**Data provided:**
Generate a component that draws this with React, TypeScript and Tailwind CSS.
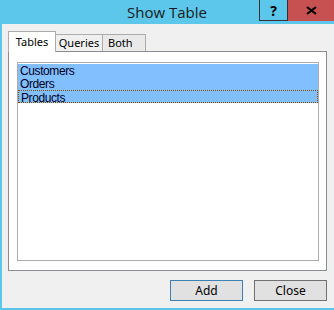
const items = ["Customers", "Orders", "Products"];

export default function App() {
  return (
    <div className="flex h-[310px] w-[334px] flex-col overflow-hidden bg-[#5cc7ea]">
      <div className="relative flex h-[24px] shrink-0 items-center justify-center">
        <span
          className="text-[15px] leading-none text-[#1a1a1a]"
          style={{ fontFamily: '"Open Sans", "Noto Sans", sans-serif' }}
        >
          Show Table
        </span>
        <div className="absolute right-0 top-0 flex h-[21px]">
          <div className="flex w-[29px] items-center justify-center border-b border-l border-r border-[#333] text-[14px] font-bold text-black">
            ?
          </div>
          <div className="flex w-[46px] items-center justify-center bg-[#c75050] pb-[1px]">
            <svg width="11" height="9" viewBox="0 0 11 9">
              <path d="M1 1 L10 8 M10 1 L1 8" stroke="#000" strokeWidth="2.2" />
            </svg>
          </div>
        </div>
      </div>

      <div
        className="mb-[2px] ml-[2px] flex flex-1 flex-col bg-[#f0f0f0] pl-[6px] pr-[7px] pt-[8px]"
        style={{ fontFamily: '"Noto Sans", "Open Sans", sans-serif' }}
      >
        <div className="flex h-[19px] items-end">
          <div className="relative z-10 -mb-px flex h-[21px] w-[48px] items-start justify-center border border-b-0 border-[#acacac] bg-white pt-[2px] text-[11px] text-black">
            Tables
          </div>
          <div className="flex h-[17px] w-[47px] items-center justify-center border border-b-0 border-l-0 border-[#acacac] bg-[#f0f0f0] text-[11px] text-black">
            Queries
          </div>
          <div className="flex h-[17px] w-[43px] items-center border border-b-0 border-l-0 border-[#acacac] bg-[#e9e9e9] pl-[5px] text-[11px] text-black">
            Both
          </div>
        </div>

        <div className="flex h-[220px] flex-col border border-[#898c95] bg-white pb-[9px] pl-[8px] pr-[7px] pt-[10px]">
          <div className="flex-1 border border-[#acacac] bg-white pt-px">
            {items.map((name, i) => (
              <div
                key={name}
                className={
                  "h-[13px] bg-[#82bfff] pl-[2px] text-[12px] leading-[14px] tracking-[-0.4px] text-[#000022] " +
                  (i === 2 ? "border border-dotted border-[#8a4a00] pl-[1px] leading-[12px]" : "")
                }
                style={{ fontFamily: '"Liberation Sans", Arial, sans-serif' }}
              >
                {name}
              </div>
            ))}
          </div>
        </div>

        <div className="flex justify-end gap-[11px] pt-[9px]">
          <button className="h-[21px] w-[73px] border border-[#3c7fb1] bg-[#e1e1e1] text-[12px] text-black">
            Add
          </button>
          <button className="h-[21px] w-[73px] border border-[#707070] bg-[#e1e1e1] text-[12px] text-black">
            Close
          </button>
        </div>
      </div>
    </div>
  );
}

**Your task:**
Return the listing above in full and without alteration, excluding its pictures.

**Response to the exercise:**
Generate a component that draws this with React, TypeScript and Tailwind CSS.
const items = ["Customers", "Orders", "Products"];

export default function App() {
  return (
    <div className="flex h-[310px] w-[334px] flex-col overflow-hidden bg-[#5cc7ea]">
      <div className="relative flex h-[24px] shrink-0 items-center justify-center">
        <span
          className="text-[15px] leading-none text-[#1a1a1a]"
          style={{ fontFamily: '"Open Sans", "Noto Sans", sans-serif' }}
        >
          Show Table
        </span>
        <div className="absolute right-0 top-0 flex h-[21px]">
          <div className="flex w-[29px] items-center justify-center border-b border-l border-r border-[#333] text-[14px] font-bold text-black">
            ?
          </div>
          <div className="flex w-[46px] items-center justify-center bg-[#c75050] pb-[1px]">
            <svg width="11" height="9" viewBox="0 0 11 9">
              <path d="M1 1 L10 8 M10 1 L1 8" stroke="#000" strokeWidth="2.2" />
            </svg>
          </div>
        </div>
      </div>

      <div
        className="mb-[2px] ml-[2px] flex flex-1 flex-col bg-[#f0f0f0] pl-[6px] pr-[7px] pt-[8px]"
        style={{ fontFamily: '"Noto Sans", "Open Sans", sans-serif' }}
      >
        <div className="flex h-[19px] items-end">
          <div className="relative z-10 -mb-px flex h-[21px] w-[48px] items-start justify-center border border-b-0 border-[#acacac] bg-white pt-[2px] text-[11px] text-black">
            Tables
          </div>
          <div className="flex h-[17px] w-[47px] items-center justify-center border border-b-0 border-l-0 border-[#acacac] bg-[#f0f0f0] text-[11px] text-black">
            Queries
          </div>
          <div className="flex h-[17px] w-[43px] items-center border border-b-0 border-l-0 border-[#acacac] bg-[#e9e9e9] pl-[5px] text-[11px] text-black">
            Both
          </div>
        </div>

        <div className="flex h-[220px] flex-col border border-[#898c95] bg-white pb-[9px] pl-[8px] pr-[7px] pt-[10px]">
          <div className="flex-1 border border-[#acacac] bg-white pt-px">
            {items.map((name, i) => (
              <div
                key={name}
                className={
                  "h-[13px] bg-[#82bfff] pl-[2px] text-[12px] leading-[14px] tracking-[-0.4px] text-[#000022] " +
                  (i === 2 ? "border border-dotted border-[#8a4a00] pl-[1px] leading-[12px]" : "")
                }
                style={{ fontFamily: '"Liberation Sans", Arial, sans-serif' }}
              >
                {name}
              </div>
            ))}
          </div>
        </div>

        <div className="flex justify-end gap-[11px] pt-[9px]">
          <button className="h-[21px] w-[73px] border border-[#3c7fb1] bg-[#e1e1e1] text-[12px] text-black">
            Add
          </button>
          <button className="h-[21px] w-[73px] border border-[#707070] bg-[#e1e1e1] text-[12px] text-black">
            Close
          </button>
        </div>
      </div>
    </div>
  );
}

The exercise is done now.